Who takes minutes at a board meeting?
Typically, the company’s legal counsel or corporate secretary takes formal minutes. At seed stage, the CEO often handles this informally. By Series A, you should have someone designated to capture decisions, action items, and formal resolutions for the corporate record.
Glossary
Board of Directors
The governing body elected by shareholders to oversee company management, set strategic direction, and fulfill fiduciary duties. In startups, boards typically include founder seats, investor seats, and independent director seats.
Fiduciary Duty
The legal obligation of board members to act in the best interests of the company and its shareholders. This includes duties of care (informed decision-making) and loyalty (avoiding conflicts of interest).
Pre-Read Materials
Documents distributed to board members before a meeting, typically 72 hours in advance. These include the board deck, financial statements, and any materials requiring review before discussion.
Closed Session
A portion of the board meeting where management (including the CEO) leaves the room, allowing directors to discuss sensitive matters like executive compensation, CEO performance, or confidential strategic issues.
Consent Agenda
A governance efficiency tool where routine, non-controversial items are bundled for approval without discussion.
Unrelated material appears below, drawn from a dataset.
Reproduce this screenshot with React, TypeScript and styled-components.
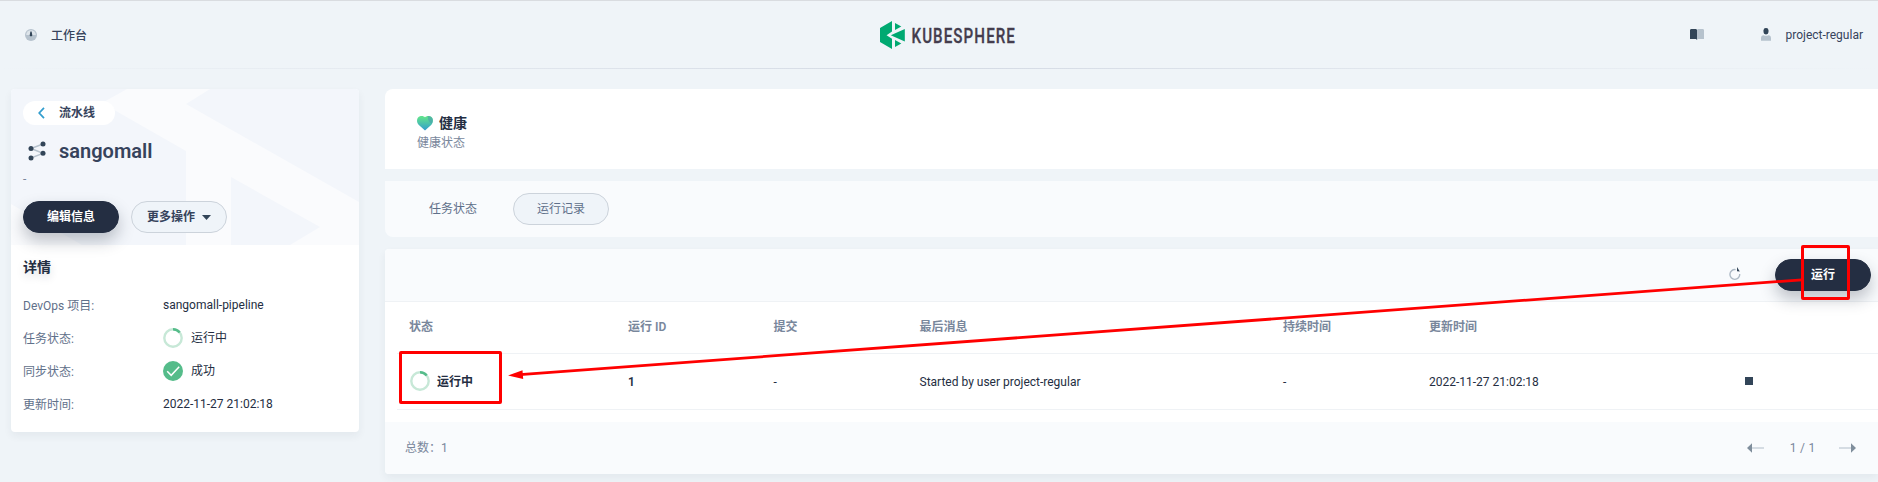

Directors can request items be removed for separate discussion if needed.
Independent Director
A board member with no material relationship to the company beyond their board service. Independent directors provide outside perspective and are required for certain governance functions like audit committee membership.
Board Observer
An individual who attends board meetings but lacks voting rights. Investors who don’t have formal board seats often negotiate observer rights to stay informed about company progress.
D&O Insurance
Directors and Officers insurance that protects board members from personal liability arising from their governance decisions. Essential for recruiting quality independent directors.